> Aim of the exercise: Scan the entries below and extract each line with the word "React" in it.

> Task inputs:
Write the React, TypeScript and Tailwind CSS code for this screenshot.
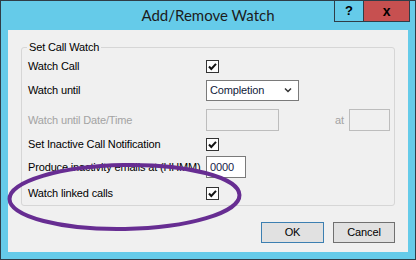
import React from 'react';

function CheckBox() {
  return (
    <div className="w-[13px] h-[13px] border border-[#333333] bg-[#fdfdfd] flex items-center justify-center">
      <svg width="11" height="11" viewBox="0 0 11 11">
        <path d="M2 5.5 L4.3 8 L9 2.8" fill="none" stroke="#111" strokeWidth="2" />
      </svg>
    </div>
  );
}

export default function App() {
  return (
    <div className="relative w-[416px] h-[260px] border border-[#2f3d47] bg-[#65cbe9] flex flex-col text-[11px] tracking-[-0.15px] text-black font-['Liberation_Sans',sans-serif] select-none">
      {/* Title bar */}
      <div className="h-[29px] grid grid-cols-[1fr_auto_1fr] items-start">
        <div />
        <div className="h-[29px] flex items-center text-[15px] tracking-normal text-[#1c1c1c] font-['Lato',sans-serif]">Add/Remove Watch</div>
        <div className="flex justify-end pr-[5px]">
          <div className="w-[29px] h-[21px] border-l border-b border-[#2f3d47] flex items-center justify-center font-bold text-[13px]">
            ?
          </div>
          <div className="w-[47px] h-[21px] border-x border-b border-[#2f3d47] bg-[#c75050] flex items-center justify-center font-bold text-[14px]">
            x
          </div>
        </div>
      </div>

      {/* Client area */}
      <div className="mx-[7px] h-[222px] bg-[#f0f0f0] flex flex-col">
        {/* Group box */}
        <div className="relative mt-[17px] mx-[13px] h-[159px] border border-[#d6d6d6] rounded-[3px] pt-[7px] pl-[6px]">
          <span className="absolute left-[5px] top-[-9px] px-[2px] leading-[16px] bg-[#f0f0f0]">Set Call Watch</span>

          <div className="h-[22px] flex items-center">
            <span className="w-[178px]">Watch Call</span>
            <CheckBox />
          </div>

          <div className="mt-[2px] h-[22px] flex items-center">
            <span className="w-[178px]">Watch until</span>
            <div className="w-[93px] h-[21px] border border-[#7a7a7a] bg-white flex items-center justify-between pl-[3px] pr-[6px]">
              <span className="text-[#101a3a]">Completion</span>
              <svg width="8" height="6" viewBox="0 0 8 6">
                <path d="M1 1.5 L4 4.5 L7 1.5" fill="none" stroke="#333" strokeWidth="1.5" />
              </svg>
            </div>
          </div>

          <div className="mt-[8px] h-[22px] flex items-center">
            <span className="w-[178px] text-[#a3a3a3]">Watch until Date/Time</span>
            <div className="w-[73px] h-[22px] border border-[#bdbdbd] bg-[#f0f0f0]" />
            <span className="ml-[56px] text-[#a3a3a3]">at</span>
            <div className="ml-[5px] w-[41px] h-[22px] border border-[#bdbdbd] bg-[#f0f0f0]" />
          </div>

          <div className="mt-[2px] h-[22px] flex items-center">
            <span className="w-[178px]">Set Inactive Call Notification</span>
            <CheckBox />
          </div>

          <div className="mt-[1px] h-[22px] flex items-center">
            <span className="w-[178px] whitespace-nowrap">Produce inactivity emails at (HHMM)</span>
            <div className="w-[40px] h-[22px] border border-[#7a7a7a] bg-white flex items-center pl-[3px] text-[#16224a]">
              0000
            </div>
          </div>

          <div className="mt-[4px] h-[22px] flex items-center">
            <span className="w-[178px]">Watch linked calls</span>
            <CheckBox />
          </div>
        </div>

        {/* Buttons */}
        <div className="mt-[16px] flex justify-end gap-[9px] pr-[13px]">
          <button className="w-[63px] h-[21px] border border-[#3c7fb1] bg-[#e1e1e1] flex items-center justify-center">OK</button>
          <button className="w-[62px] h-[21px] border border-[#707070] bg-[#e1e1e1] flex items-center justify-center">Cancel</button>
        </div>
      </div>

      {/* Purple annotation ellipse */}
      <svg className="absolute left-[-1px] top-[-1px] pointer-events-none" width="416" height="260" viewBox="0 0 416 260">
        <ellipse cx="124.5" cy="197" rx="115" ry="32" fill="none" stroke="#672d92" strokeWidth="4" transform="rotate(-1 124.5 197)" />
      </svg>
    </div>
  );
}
==
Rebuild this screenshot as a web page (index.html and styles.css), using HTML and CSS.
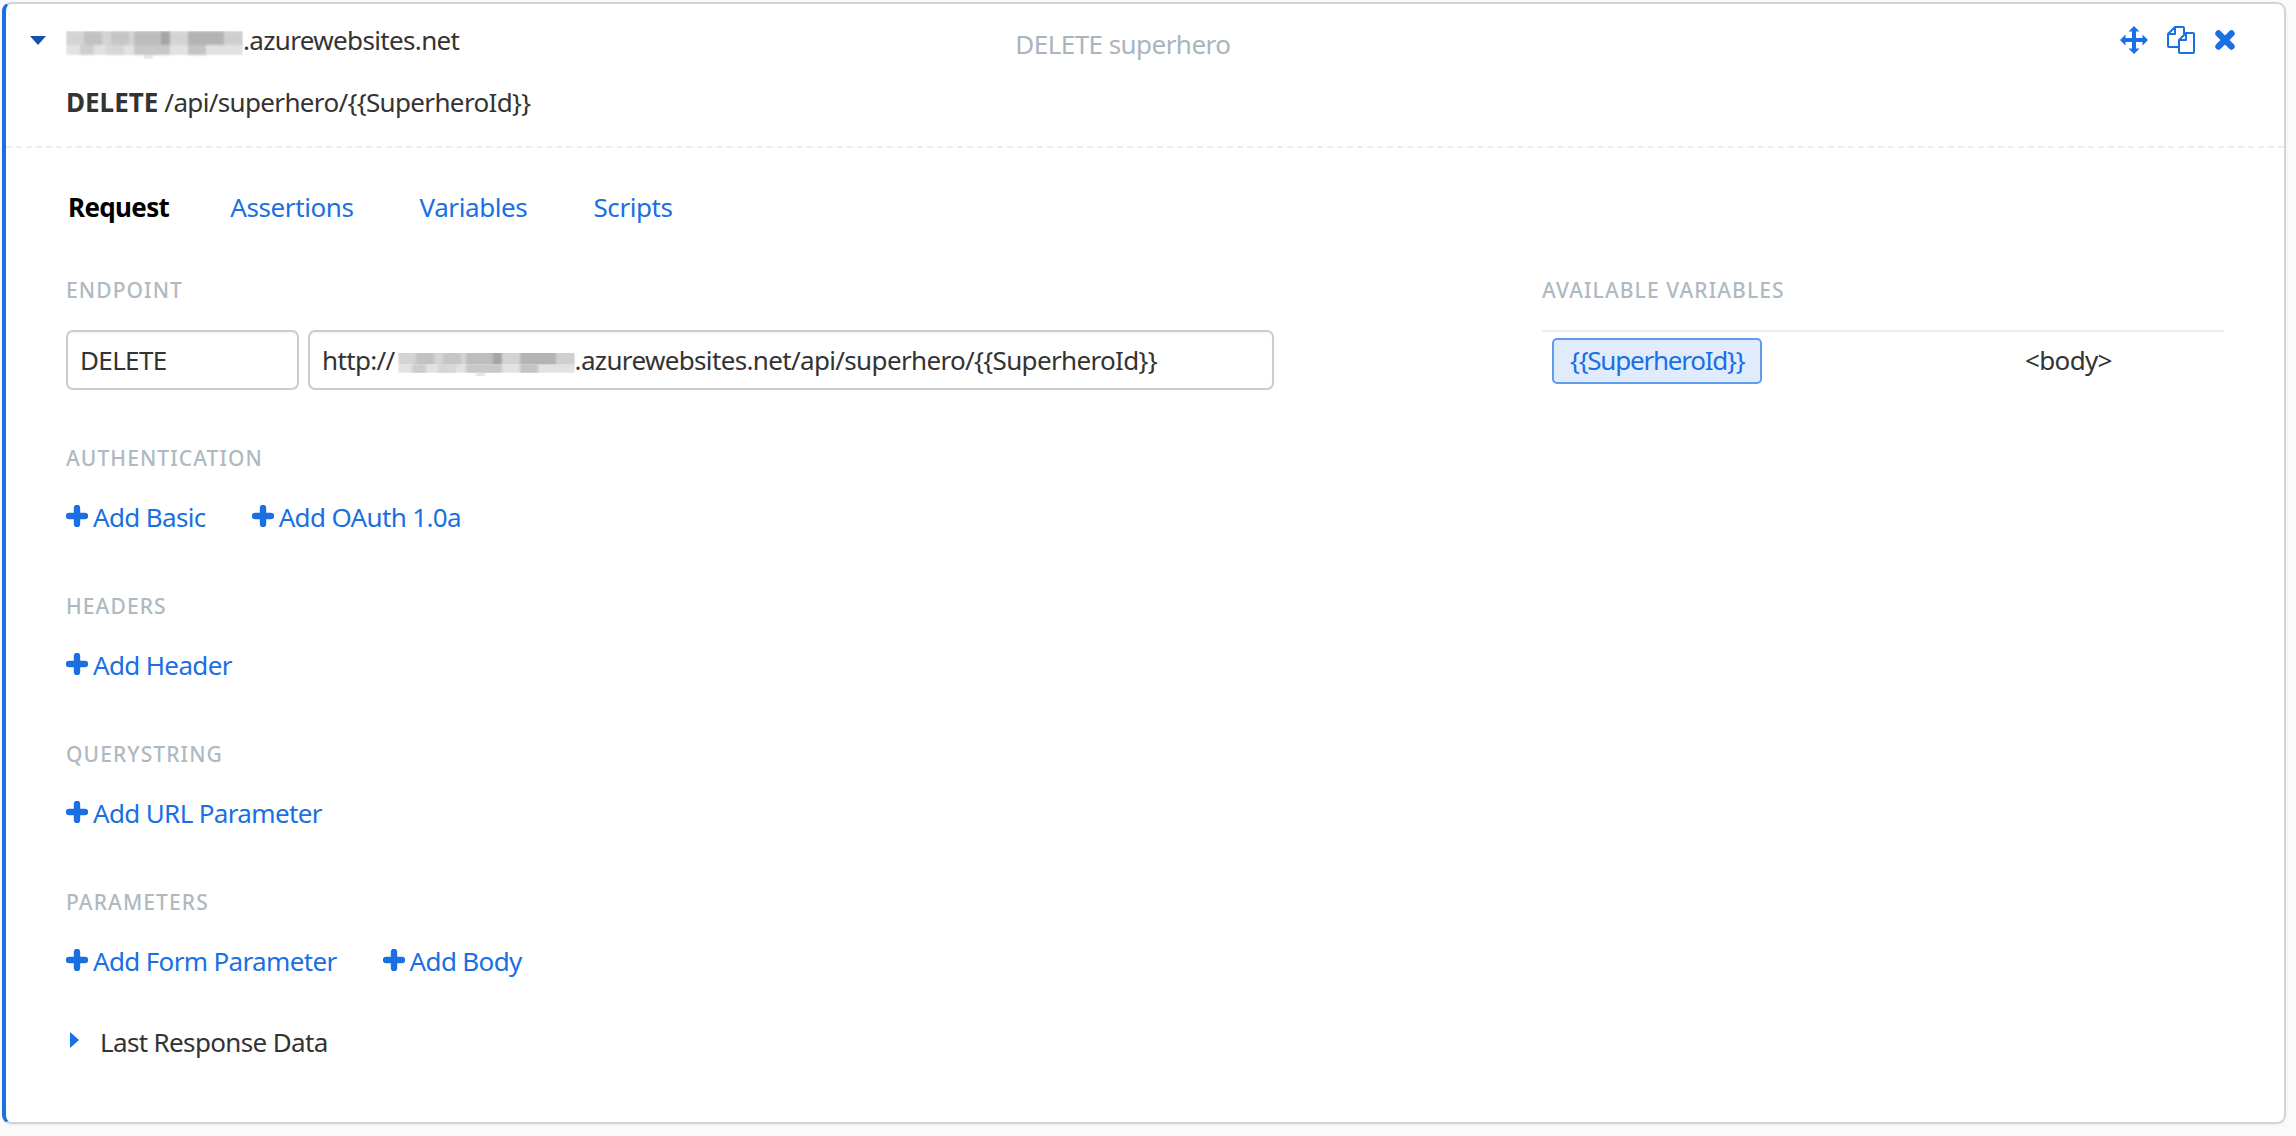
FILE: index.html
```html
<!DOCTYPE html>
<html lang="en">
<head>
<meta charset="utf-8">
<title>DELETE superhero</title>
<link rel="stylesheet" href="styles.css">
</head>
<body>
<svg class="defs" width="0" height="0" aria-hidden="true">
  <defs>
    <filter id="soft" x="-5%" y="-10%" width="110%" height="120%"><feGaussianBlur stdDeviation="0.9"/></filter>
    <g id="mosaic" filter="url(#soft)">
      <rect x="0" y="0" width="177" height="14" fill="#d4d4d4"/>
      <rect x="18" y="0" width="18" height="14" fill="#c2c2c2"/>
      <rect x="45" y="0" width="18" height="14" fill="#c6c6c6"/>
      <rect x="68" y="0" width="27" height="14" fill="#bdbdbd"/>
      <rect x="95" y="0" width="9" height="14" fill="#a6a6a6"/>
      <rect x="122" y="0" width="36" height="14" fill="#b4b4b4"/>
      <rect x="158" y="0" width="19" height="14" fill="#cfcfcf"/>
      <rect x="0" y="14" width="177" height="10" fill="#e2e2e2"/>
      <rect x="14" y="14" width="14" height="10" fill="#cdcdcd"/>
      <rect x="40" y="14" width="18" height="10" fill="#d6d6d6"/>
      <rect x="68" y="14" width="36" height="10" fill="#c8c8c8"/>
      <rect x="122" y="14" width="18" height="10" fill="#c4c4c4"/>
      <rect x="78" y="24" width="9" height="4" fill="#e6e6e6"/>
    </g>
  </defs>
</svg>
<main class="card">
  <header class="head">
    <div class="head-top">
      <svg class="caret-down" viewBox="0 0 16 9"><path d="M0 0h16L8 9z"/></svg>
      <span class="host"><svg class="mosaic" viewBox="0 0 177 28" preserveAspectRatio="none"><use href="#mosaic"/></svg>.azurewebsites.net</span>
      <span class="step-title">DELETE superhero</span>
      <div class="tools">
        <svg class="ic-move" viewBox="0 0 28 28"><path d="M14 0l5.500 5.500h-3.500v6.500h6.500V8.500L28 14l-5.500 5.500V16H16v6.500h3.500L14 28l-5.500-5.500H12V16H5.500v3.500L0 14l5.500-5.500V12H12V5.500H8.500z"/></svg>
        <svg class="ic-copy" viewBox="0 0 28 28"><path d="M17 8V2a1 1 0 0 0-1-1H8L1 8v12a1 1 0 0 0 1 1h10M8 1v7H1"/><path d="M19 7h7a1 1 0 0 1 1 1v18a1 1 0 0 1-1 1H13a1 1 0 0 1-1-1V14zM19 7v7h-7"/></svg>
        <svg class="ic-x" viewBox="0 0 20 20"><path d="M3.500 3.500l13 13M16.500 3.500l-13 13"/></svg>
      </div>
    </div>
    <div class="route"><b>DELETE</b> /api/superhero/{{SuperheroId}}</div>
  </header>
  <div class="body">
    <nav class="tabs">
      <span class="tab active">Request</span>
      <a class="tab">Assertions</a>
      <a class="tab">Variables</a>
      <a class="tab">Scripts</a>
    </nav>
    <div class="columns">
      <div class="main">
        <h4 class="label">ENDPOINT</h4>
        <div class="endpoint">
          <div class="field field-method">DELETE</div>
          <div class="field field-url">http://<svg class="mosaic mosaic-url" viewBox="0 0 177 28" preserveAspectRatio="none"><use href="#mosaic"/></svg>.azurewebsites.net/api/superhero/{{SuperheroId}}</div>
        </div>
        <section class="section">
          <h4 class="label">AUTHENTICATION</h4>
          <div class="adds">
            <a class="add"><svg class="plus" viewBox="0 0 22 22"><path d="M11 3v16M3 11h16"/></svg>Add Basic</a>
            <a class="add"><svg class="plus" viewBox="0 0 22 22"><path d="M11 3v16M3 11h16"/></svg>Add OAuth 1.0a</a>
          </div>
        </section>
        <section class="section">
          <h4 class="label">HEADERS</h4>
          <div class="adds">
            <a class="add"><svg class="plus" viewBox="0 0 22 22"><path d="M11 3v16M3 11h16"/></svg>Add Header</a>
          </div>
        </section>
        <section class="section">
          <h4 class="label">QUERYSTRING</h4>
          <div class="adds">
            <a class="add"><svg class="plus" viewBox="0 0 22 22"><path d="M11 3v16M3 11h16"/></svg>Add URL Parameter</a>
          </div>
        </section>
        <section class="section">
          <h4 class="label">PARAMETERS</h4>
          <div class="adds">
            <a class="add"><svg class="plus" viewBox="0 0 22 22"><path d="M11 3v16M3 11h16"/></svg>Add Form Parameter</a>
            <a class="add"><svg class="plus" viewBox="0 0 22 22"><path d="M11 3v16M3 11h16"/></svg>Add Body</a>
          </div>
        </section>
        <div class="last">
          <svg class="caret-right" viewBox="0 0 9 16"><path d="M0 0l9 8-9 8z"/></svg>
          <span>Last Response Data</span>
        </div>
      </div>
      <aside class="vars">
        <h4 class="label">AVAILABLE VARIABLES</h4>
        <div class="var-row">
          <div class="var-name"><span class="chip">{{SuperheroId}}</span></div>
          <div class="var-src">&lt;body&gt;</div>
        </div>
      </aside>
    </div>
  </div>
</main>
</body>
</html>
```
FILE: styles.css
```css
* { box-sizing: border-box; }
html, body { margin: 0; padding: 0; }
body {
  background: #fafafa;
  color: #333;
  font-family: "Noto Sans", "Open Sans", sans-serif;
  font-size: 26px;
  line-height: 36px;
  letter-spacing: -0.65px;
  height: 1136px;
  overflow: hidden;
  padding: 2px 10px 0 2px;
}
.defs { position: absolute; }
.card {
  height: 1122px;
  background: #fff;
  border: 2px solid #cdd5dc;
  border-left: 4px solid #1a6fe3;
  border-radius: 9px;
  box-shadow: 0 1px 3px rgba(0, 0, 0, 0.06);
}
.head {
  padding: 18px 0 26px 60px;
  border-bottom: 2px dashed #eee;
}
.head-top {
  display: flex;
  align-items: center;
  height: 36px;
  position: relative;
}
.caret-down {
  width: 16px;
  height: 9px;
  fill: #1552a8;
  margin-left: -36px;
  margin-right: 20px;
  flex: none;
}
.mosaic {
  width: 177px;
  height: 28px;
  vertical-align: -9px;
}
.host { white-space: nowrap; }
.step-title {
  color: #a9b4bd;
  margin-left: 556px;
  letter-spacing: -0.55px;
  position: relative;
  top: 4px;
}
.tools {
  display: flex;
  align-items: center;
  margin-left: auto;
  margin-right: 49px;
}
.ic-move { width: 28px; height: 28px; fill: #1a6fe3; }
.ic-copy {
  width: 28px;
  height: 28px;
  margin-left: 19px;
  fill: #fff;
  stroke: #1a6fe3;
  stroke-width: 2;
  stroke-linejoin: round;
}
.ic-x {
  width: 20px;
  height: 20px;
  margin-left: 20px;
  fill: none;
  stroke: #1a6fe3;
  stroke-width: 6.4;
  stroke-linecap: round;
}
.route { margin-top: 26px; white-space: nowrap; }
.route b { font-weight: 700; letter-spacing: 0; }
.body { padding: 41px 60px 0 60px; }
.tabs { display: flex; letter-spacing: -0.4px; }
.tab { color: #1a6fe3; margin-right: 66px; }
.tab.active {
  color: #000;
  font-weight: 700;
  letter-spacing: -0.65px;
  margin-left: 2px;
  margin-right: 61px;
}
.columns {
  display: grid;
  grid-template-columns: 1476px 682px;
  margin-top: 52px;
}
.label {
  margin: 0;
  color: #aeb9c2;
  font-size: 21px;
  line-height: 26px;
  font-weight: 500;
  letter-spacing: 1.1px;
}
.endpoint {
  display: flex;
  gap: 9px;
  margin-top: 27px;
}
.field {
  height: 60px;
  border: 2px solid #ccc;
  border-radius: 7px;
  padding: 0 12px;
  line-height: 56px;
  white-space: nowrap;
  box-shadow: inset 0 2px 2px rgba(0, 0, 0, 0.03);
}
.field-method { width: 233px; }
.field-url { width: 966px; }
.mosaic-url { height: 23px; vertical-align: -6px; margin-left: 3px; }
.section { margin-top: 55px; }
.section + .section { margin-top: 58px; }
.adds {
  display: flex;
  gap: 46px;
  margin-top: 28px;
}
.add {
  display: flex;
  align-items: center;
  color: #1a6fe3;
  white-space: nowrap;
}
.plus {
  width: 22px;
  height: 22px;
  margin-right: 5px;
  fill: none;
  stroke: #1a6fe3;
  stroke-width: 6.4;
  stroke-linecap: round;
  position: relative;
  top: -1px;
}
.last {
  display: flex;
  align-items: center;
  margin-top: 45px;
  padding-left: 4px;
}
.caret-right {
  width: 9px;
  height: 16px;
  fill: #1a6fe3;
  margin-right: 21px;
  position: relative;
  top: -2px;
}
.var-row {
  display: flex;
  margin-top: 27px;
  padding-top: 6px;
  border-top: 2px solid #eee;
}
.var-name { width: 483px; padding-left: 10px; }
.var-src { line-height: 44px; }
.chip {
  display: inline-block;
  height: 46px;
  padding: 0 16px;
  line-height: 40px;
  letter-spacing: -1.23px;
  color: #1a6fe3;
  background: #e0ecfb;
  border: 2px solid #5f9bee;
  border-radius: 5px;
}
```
...
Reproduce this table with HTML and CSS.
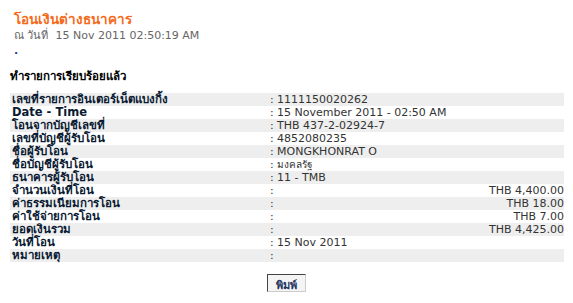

> Answer to the problem:
Write the React, TypeScript and Tailwind CSS code for this screenshot.
import React from 'react';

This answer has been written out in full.